*Instructions for the task*:
Scan the listing below for the word "Output" and state how many lines hold it. Write nothing but the number.

*Data extract*:
* * *
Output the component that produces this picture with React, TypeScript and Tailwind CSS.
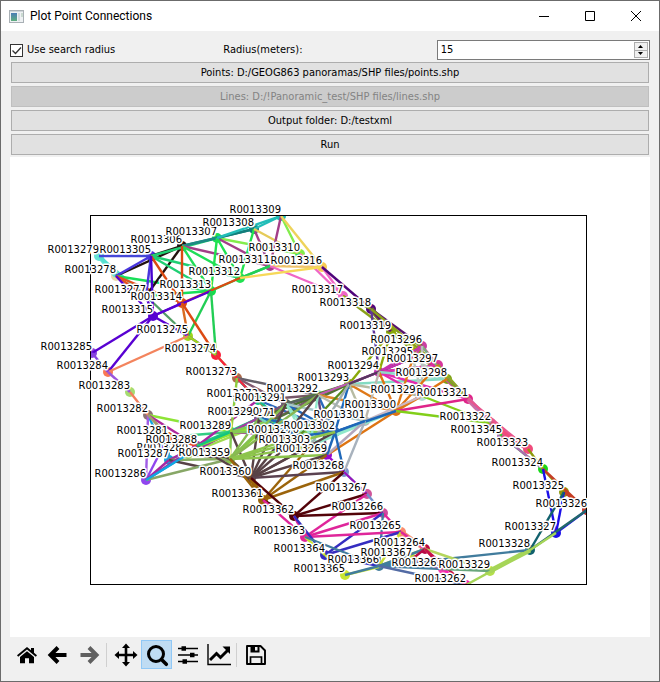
import { useState } from "react";
import type { ReactNode } from "react";

// id: [x, y, colour]
const points: Record<string, [number, number, string]> = {
  "262": [466, 585, "#fb1fb4"],
  "263": [443, 569, "#f73fb0"],
  "264": [425, 549, "#b80a45"],
  "265": [401, 532, "#f98a70"],
  "266": [383, 513, "#cf4a9e"],
  "267": [367, 494, "#cf559b"],
  "268": [344, 472, "#7a8fd0"],
  "269": [327, 455, "#9a09cf"],
  "270": [299, 436, "#1690dd"],
  "271": [275, 419, "#22c4a8"],
  "272": [258, 400, "#16c487"],
  "273": [237, 378, "#ad6b4b"],
  "274": [216, 355, "#fb1f3b"],
  "275": [188, 336, "#9ed61c"],
  "277": [146, 296, "#f26a3c"],
  "278": [116, 276, "#e6d9a8"],
  "279": [99, 256, "#67e3d6"],
  "280": [188, 454, "#a9d86a"],
  "281": [168, 437, "#e04a1b"],
  "282": [148, 415, "#8c7474"],
  "283": [130, 392, "#a5dc70"],
  "284": [108, 372, "#fa7954"],
  "285": [92, 353, "#8745e0"],
  "286": [146, 480, "#9046ee"],
  "287": [169, 460, "#11a6e2"],
  "288": [197, 446, "#b029a4"],
  "289": [231, 432, "#20ca86"],
  "290": [259, 418, "#7b5772"],
  "291": [286, 404, "#55635f"],
  "292": [318, 395, "#8ee8cc"],
  "293": [349, 384, "#73a317"],
  "294": [379, 372, "#c633b0"],
  "295": [413, 358, "#9fa8b0"],
  "296": [422, 346, "#cb3fa3"],
  "297": [438, 365, "#d8369b"],
  "298": [447, 379, "#7da018"],
  "299": [422, 396, "#b3ded6"],
  "300": [396, 411, "#de7412"],
  "301": [365, 421, "#b6b6b6"],
  "302": [335, 432, "#1e67b9"],
  "303": [310, 446, "#91e8cb"],
  "305": [151, 256, "#4936de"],
  "306": [182, 246, "#22110f"],
  "307": [217, 238, "#18df58"],
  "308": [254, 229, "#137e7b"],
  "309": [281, 216, "#22bdb8"],
  "310": [300, 254, "#83ed4c"],
  "311": [270, 266, "#a93f87"],
  "312": [240, 278, "#20e250"],
  "313": [211, 291, "#12df4b"],
  "314": [182, 303, "#dc4a12"],
  "315": [153, 316, "#5801d2"],
  "316": [322, 267, "#f6cb55"],
  "317": [343, 296, "#ef66c6"],
  "318": [371, 309, "#4f047b"],
  "319": [391, 332, "#8aa908"],
  "321": [468, 399, "#df2489"],
  "322": [491, 423, "#b37ab2"],
  "345": [502, 436, "#a96cb0"],
  "323": [528, 449, "#f04b7c"],
  "324": [543, 469, "#15d916"],
  "325": [564, 492, "#8e990b"],
  "326": [587, 510, "#c53c24"],
  "327": [556, 533, "#1b0fe8"],
  "328": [530, 550, "#11616d"],
  "329": [490, 571, "#b4df4c"],
  "359": [230, 459, "#89c64b"],
  "360": [251, 478, "#584246"],
  "361": [263, 500, "#9b640b"],
  "362": [294, 516, "#530309"],
  "363": [305, 537, "#df269a"],
  "364": [325, 555, "#352dc0"],
  "365": [345, 575, "#c9e632"],
  "366": [379, 566, "#417c9d"],
  "367": [412, 559, "#b9dc2d"],
};

// from, colour, destinations
const links: [string, string, string][] = [
  ["279", "#55dfd0", "278 277"],
  ["279", "#4547d8", "305"],
  ["278", "#22110f", "306"],
  ["278", "#4936de", "305"],
  ["278", "#18df58", "313"],
  ["278", "#e2521f", "277 314"],
  ["278", "#5801d2", "315"],
  ["277", "#22110f", "306"],
  ["277", "#4936de", "305"],
  ["277", "#18df58", "313"],
  ["277", "#519e66", "275"],
  ["277", "#5801d2", "315"],
  ["305", "#22110f", "306"],
  ["305", "#20cf73", "307 312 313"],
  ["305", "#dc4a12", "314"],
  ["305", "#4801d2", "315"],
  ["306", "#1d8a83", "307 308"],
  ["306", "#a33e88", "311"],
  ["306", "#20dd58", "312 313"],
  ["306", "#dc4a12", "314"],
  ["307", "#83ed4c", "310"],
  ["307", "#a33e88", "311"],
  ["307", "#20e250", "312 313"],
  ["307", "#137e7b", "308"],
  ["307", "#22bdb8", "309"],
  ["308", "#22bdb8", "309"],
  ["308", "#a33e88", "311"],
  ["308", "#20e250", "312"],
  ["308", "#e5cb59", "310"],
  ["309", "#83ed4c", "310"],
  ["309", "#a33e88", "311"],
  ["309", "#eed35a", "316"],
  ["310", "#20dd60", "312"],
  ["310", "#eed35a", "316"],
  ["310", "#ef66c6", "317"],
  ["311", "#22ce55", "312"],
  ["311", "#f0c36b", "316"],
  ["311", "#ef66c6", "317"],
  ["312", "#20dd60", "313"],
  ["312", "#f6d858", "316"],
  ["312", "#dc4a12", "314"],
  ["313", "#5801d2", "315"],
  ["313", "#22ce55", "275 274"],
  ["314", "#5801d2", "315"],
  ["314", "#d86b21", "275"],
  ["314", "#dc4a12", "274"],
  ["315", "#5801d2", "285 284 275"],
  ["316", "#ef66c6", "317"],
  ["316", "#4f047b", "318"],
  ["317", "#8aa119", "318 319"],
  ["318", "#58126f", "319 296"],
  ["318", "#60349b", "294"],
  ["318", "#8aa119", "297"],
  ["319", "#8aa908", "293 294 298 296 297"],
  ["275", "#6014c7", "274"],
  ["275", "#f3845d", "284"],
  ["275", "#9ed61c", "274"],
  ["274", "#87d52e", "273"],
  ["274", "#fb1f3b", "273"],
  ["285", "#8745e0", "284"],
  ["284", "#9a56dc", "283"],
  ["283", "#f37f5c", "282"],
  ["282", "#8ee436", "289"],
  ["282", "#af279d", "288"],
  ["282", "#11a6e2", "287"],
  ["282", "#a05ce5", "286"],
  ["282", "#a59b6d", "280 281"],
  ["281", "#31cd84", "289"],
  ["281", "#eb4925", "288"],
  ["281", "#1ba4d8", "287"],
  ["281", "#9046ee", "286"],
  ["280", "#a0db50", "271 289 359"],
  ["280", "#a727a2", "290"],
  ["280", "#11a6e2", "286"],
  ["280", "#584246", "359"],
  ["287", "#25ca80", "289"],
  ["287", "#a727a2", "288"],
  ["287", "#86ae62", "359"],
  ["287", "#584246", "360"],
  ["286", "#a727a2", "288 287"],
  ["286", "#87a766", "359"],
  ["286", "#11a6e2", "280"],
  ["288", "#25ca80", "289 290"],
  ["288", "#a727a2", "272"],
  ["288", "#93e52c", "271"],
  ["288", "#584246", "359 360"],
  ["289", "#13c57f", "290 291 288"],
  ["289", "#aa39a1", "270 291"],
  ["289", "#84cb54", "271 302 359"],
  ["289", "#584246", "360"],
  ["273", "#646069", "292"],
  ["273", "#825a70", "291"],
  ["273", "#18c68e", "272 271"],
  ["273", "#f32744", "272"],
  ["273", "#8fce3e", "289"],
  ["272", "#fa7030", "271"],
  ["272", "#2869bc", "302"],
  ["272", "#18ba88", "270"],
  ["272", "#755768", "292"],
  ["271", "#87d62f", "359"],
  ["271", "#1a83d1", "270 302"],
  ["271", "#7c5570", "291 292"],
  ["271", "#91e8cb", "303"],
  ["271", "#54703a", "293"],
  ["290", "#7c5572", "291 292"],
  ["290", "#49722b", "293"],
  ["290", "#1e67b9", "270 302"],
  ["290", "#86ba50", "359"],
  ["290", "#584246", "360"],
  ["290", "#75d2c0", "303"],
  ["291", "#4e842c", "293"],
  ["291", "#586361", "292"],
  ["291", "#1e67b9", "302"],
  ["291", "#a6c7c7", "301"],
  ["291", "#91e8cb", "303 269"],
  ["291", "#86c050", "359"],
  ["291", "#584246", "360"],
  ["292", "#4c7c20", "293"],
  ["292", "#bf5ab3", "294"],
  ["292", "#2869bc", "302"],
  ["292", "#694678", "269"],
  ["292", "#df8928", "300"],
  ["292", "#b7bbae", "301"],
  ["292", "#91e8cb", "303"],
  ["292", "#89b652", "359"],
  ["292", "#584246", "360"],
  ["293", "#9b32a0", "294 295"],
  ["293", "#83dbc2", "298"],
  ["293", "#df7918", "300"],
  ["293", "#b7bba2", "301 299"],
  ["293", "#1e67b9", "302"],
  ["293", "#598d20", "270"],
  ["293", "#a1afb1", "303"],
  ["293", "#56395e", "295"],
  ["294", "#c633b0", "295 296"],
  ["294", "#344f78", "297"],
  ["294", "#e22bae", "297 321 299"],
  ["294", "#8cdac8", "298"],
  ["294", "#de7412", "300"],
  ["294", "#bbb8ae", "301"],
  ["295", "#cb3fa3", "296"],
  ["295", "#df7918", "300"],
  ["295", "#b9c9c0", "299 298"],
  ["295", "#df2995", "297"],
  ["296", "#df2995", "297"],
  ["296", "#79ae7e", "298"],
  ["296", "#b9c0bd", "299"],
  ["297", "#8bac22", "298 321"],
  ["297", "#de7412", "300"],
  ["298", "#df2995", "321"],
  ["298", "#7ca71f", "321"],
  ["298", "#de7412", "300"],
  ["299", "#df7918", "300"],
  ["299", "#ccb8c4", "301"],
  ["299", "#82cf19", "322"],
  ["300", "#df2489", "321"],
  ["300", "#82cf19", "322"],
  ["300", "#bababa", "301 302"],
  ["300", "#91e8cb", "303"],
  ["300", "#de7412", "269"],
  ["300", "#1e67b9", "302"],
  ["301", "#a8b2bd", "268"],
  ["301", "#b3a5bc", "269"],
  ["301", "#91e8cb", "303"],
  ["301", "#1e67b9", "302"],
  ["302", "#1e67b9", "268 269 270"],
  ["302", "#91e8cb", "303"],
  ["302", "#584246", "360"],
  ["302", "#8dc44c", "359"],
  ["270", "#8dc44c", "359"],
  ["270", "#584246", "360"],
  ["270", "#69caa5", "303"],
  ["303", "#584246", "360"],
  ["303", "#8dc44c", "359"],
  ["303", "#9b640b", "361"],
  ["269", "#8dc44c", "359"],
  ["269", "#584246", "360"],
  ["269", "#9b640b", "361"],
  ["269", "#9a09cf", "268"],
  ["268", "#5b4250", "360"],
  ["268", "#9b640b", "361"],
  ["268", "#530309", "362"],
  ["268", "#81dfc3", "267"],
  ["268", "#9813be", "267"],
  ["359", "#6b4e33", "360"],
  ["359", "#9b640b", "361"],
  ["360", "#9b640b", "361"],
  ["360", "#530309", "362"],
  ["361", "#530309", "362"],
  ["361", "#df269a", "363"],
  ["267", "#530309", "362"],
  ["267", "#df269a", "363"],
  ["267", "#718ecb", "266"],
  ["266", "#530309", "362"],
  ["266", "#df269a", "363 265"],
  ["266", "#352dc0", "364"],
  ["266", "#417c9d", "366"],
  ["265", "#df269a", "363"],
  ["265", "#352dc0", "364"],
  ["265", "#c9df32", "366"],
  ["265", "#f48c72", "264"],
  ["265", "#df269a", "264"],
  ["362", "#df269a", "363"],
  ["362", "#352dc0", "364"],
  ["363", "#c9e632", "364"],
  ["363", "#417c9d", "366"],
  ["364", "#352dc0", "366"],
  ["364", "#c9e632", "365"],
  ["365", "#c9e632", "367"],
  ["365", "#417c9d", "366"],
  ["366", "#c9e632", "264"],
  ["366", "#417c9d", "367 264 263 328"],
  ["366", "#536ba4", "262"],
  ["367", "#b80a45", "264 263"],
  ["367", "#8c7bb6", "263"],
  ["264", "#f48c72", "263"],
  ["264", "#b80a45", "263"],
  ["264", "#b4d65c", "329"],
  ["264", "#c81249", "262"],
  ["263", "#fb1fb4", "262"],
  ["263", "#69a67c", "329"],
  ["321", "#b37ab2", "322"],
  ["321", "#e8568f", "323"],
  ["322", "#35c634", "345"],
  ["322", "#f04b7c", "323"],
  ["345", "#35c634", "324"],
  ["345", "#a96cb0", "324"],
  ["345", "#f04b7c", "323"],
  ["323", "#8e990b", "324"],
  ["324", "#8e990b", "325"],
  ["324", "#c53c24", "326"],
  ["324", "#1b0fe8", "327"],
  ["325", "#c53c24", "326"],
  ["325", "#1b0fe8", "327"],
  ["325", "#11616d", "328"],
  ["326", "#1b0fe8", "327"],
  ["326", "#22686c", "328"],
  ["328", "#a6d558", "329 327"],
  ["328", "#a6d558", "262"],
];

// short wide strips where both directions of a link run side by side
const strips: [string, string, string][] = [
  ["279", "278", "#67e3d6"],
  ["298", "321", "#c05a94"],
  ["321", "322", "#d569a3"],
  ["322", "323", "#f04b7c"],
  ["318", "319", "#74752a"],
  ["329", "328", "#a6d558"],
  ["265", "264", "#f48c72"],
  ["288", "289", "#25ca80"],
  ["360", "361", "#9b640b"],
];

function Plot() {
  const ids = Object.keys(points);
  return (
    <svg
      viewBox="10 157 640 480"
      className="block w-full bg-white font-['DejaVu_Sans',sans-serif] text-[10px]"
      role="img"
      aria-label="Point connections"
    >
      <defs>
        <clipPath id="axes">
          <rect x="90" y="215" width="496" height="369" />
        </clipPath>
      </defs>
      <g clipPath="url(#axes)">
        {ids.map((id) => (
          <circle key={id} cx={points[id][0]} cy={points[id][1]} r="5" fill={points[id][2]} />
        ))}
        {strips.map(([a, b, colour]) => (
          <line
            key={a + b}
            x1={points[a][0]}
            y1={points[a][1]}
            x2={points[b][0]}
            y2={points[b][1]}
            stroke={colour}
            strokeWidth="5"
          />
        ))}
        {links.flatMap(([from, colour, list], i) =>
          list.split(" ").map((to) => (
            <line
              key={i + to}
              x1={points[from][0]}
              y1={points[from][1]}
              x2={points[to][0]}
              y2={points[to][1]}
              stroke={colour}
              strokeWidth="2.4"
            />
          ))
        )}
      </g>
      <rect x="90.5" y="215.5" width="496" height="369" fill="none" stroke="#000" />
      <g fill="#000" stroke="#fff" strokeWidth="3" strokeLinejoin="round" textAnchor="end">
        {ids.map((id) => (
          <text key={id} x={points[id][0]} y={points[id][1] - 3} style={{ paintOrder: "stroke" }}>
            {"R0013" + id}
          </text>
        ))}
      </g>
    </svg>
  );
}

function ActionButton({ children, disabled }: { children: ReactNode; disabled?: boolean }) {
  return (
    <button
      disabled={disabled}
      className="mx-px h-[21px] border border-[#adadad] bg-[#e1e1e1] leading-[19px] disabled:border-[#bfbfbf] disabled:bg-[#cccccc] disabled:text-[#838383]"
    >
      {children}
    </button>
  );
}

function Tool({ label, children, active }: { label: string; children: ReactNode; active?: boolean }) {
  return (
    <button
      aria-label={label}
      className={
        active
          ? "flex h-[29px] w-[31px] items-center justify-center border border-[#90c8f6] bg-[#bfdcf3]"
          : "flex h-[29px] w-[31px] items-center justify-center"
      }
    >
      <svg viewBox="0 0 24 24" className="size-6" fill="none" stroke="#000">
        {children}
      </svg>
    </button>
  );
}

export default function App() {
  const [radius, setRadius] = useState(15);
  const [search, setSearch] = useState(true);
  return (
    <main className="flex min-h-screen flex-col border border-[#6b6b6b] bg-[#f0f0f0] font-['DejaVu_Sans_Condensed','DejaVu_Sans',sans-serif] text-[11px] text-black">
      <header className="flex h-[30px] items-center bg-white pl-2">
        <svg viewBox="0 0 15 13" className="h-[13px] w-[15px]">
          <defs>
            <linearGradient id="app" x2="0" y2="1">
              <stop stopColor="#4c7db5" />
              <stop offset="1" stopColor="#5fae7e" />
            </linearGradient>
          </defs>
          <rect x=".5" y=".5" width="14" height="12" fill="#eef1f3" stroke="#a9b0b5" />
          <rect x="1" y="1" width="13" height="1" fill="#cfd5d9" />
          <rect x="2" y="3" width="6" height="8" fill="url(#app)" />
          <rect x="9" y="3" width="2" height="8" fill="#d5dcdf" />
          <rect x="12" y="3" width="2" height="4" fill="#c9d9d0" />
        </svg>
        <h1 className="ml-1.5 flex-1 font-[Roboto,sans-serif] text-[12px]">Plot Point Connections</h1>
        <button aria-label="Minimize" className="flex h-full w-[46px] items-center justify-center">
          <svg viewBox="0 0 10 10" className="size-2.5" stroke="#000">
            <path d="M0 5.5h10" />
          </svg>
        </button>
        <button aria-label="Maximize" className="flex h-full w-[46px] items-center justify-center">
          <svg viewBox="0 0 10 10" className="size-2.5" fill="none" stroke="#000">
            <path d="M.5.5h9v9h-9z" />
          </svg>
        </button>
        <button aria-label="Close" className="flex h-full w-[46px] items-center justify-center">
          <svg viewBox="0 0 10 10" className="size-2.5" stroke="#000">
            <path d="M0 0l10 10M10 0L0 10" />
          </svg>
        </button>
      </header>

      <div className="flex flex-col px-[9px] pt-[9px]">
        <div className="mb-0.5 grid grid-cols-3 items-center">
          <label className="flex items-center gap-1">
            <input
              type="checkbox"
              checked={search}
              onChange={(e) => setSearch(e.target.checked)}
              className="peer sr-only"
            />
            <svg
              viewBox="0 0 13 13"
              className="size-[13px] bg-white [&>path]:opacity-0 peer-checked:[&>path]:opacity-100"
              fill="none"
              stroke="#333"
            >
              <rect x=".5" y=".5" width="12" height="12" />
              <path d="M2.5 6.5l3 3L11 3.5" strokeWidth="1.3" />
            </svg>
            Use search radius
          </label>
          <label htmlFor="radius">Radius(meters):</label>
          <div className="flex h-5 border border-[#7a7a7a] bg-white p-px">
            <input
              id="radius"
              type="number"
              value={radius}
              onChange={(e) => setRadius(Number(e.target.value))}
              className="min-w-0 flex-1 px-0.5 outline-none [appearance:textfield] [&::-webkit-inner-spin-button]:appearance-none"
            />
            <div className="flex w-[14px] flex-col border border-[#adadad] bg-[#f0f0f0]">
              <button
                aria-label="Increase"
                onClick={() => setRadius(radius + 1)}
                className="flex flex-1 items-center justify-center border-b border-[#adadad]"
              >
                <svg viewBox="0 0 5 3" className="h-[3px] w-[5px]">
                  <path d="M0 3L2.5 0 5 3z" />
                </svg>
              </button>
              <button
                aria-label="Decrease"
                onClick={() => setRadius(radius - 1)}
                className="flex flex-1 items-center justify-center"
              >
                <svg viewBox="0 0 5 3" className="h-[3px] w-[5px]">
                  <path d="M0 0l2.5 3L5 0z" />
                </svg>
              </button>
            </div>
          </div>
        </div>
        <div className="mb-0.5 flex flex-col gap-[3px]">
          <ActionButton>Points: D:/GEOG863 panoramas/SHP files/points.shp</ActionButton>
          <ActionButton disabled>Lines: D:/!Panoramic_test/SHP files/lines.shp</ActionButton>
          <ActionButton>Output folder: D:/testxml</ActionButton>
          <ActionButton>Run</ActionButton>
        </div>
        <Plot />
      </div>

      <nav className="flex items-center px-[10px] pt-[3px]">
        <Tool label="Home">
          <g transform="translate(0 1)" fill="#000" stroke="none">
            <path d="M12 7.2L5 13v6.2h5v-5h4v5h5V13z" />
            <path d="M12 3L2 11.3l1.2 1.4L12 5.5l8.800 7.2 1.2-1.4-3-2.500V4h-3v2.300z" />
          </g>
        </Tool>
        <Tool label="Back">
          <path d="M20.5 12H6M12 4.5L4.5 12l7.5 7.5" strokeWidth="4" />
        </Tool>
        <Tool label="Forward">
          <path d="M3.5 12H18M12 4.5l7.5 7.5-7.5 7.5" strokeWidth="4" stroke="#606060" />
        </Tool>
        <span className="mr-[3px] ml-0.5 h-6 w-px bg-[#d0d0d0]" />
        <Tool label="Pan">
          <path d="M12 4v16M4 12h16" strokeWidth="2.6" />
          <path
            d="M12 .5l4 4.500H8zM12 23.500l4-4.500H8zM.5 12L5 8v8zM23.500 12L19 8v8z"
            fill="#000"
            stroke="none"
          />
        </Tool>
        <Tool label="Zoom" active>
          <circle cx="11" cy="11" r="7.5" strokeWidth="3" />
          <path d="M16.5 16.5l4.800 4.800" strokeWidth="3.6" strokeLinecap="round" />
        </Tool>
        <Tool label="Configure subplots">
          <path d="M2 5.5h20M2 12h20M2 18.5h20" strokeWidth="1.7" />
          <path d="M5.5 5.5h4.500M14 12h4.500M6.500 18.500H11" strokeWidth="4.5" />
        </Tool>
        <Tool label="Edit axes">
          <path d="M1 1v20.500h23" strokeWidth="1.4" />
          <path d="M3 17l6.500-6.500 4 4L21 7" strokeWidth="3" />
          <path d="M15.500 3.500H23V11z" fill="#000" stroke="none" />
        </Tool>
        <span className="mr-[3px] ml-0.5 h-6 w-px bg-[#d0d0d0]" />
        <Tool label="Save">
          <path d="M3 3h13.500L21 7.500V21H3z" strokeWidth="1.9" strokeLinejoin="round" />
          <path d="M6.500 21v-7h11v7" strokeWidth="1.7" />
          <path d="M6.500 3v6.500h9V3h-2v4.500H11V3z" fill="#000" stroke="none" />
        </Tool>
      </nav>
    </main>
  );
}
* * *
*Result of the task*:
2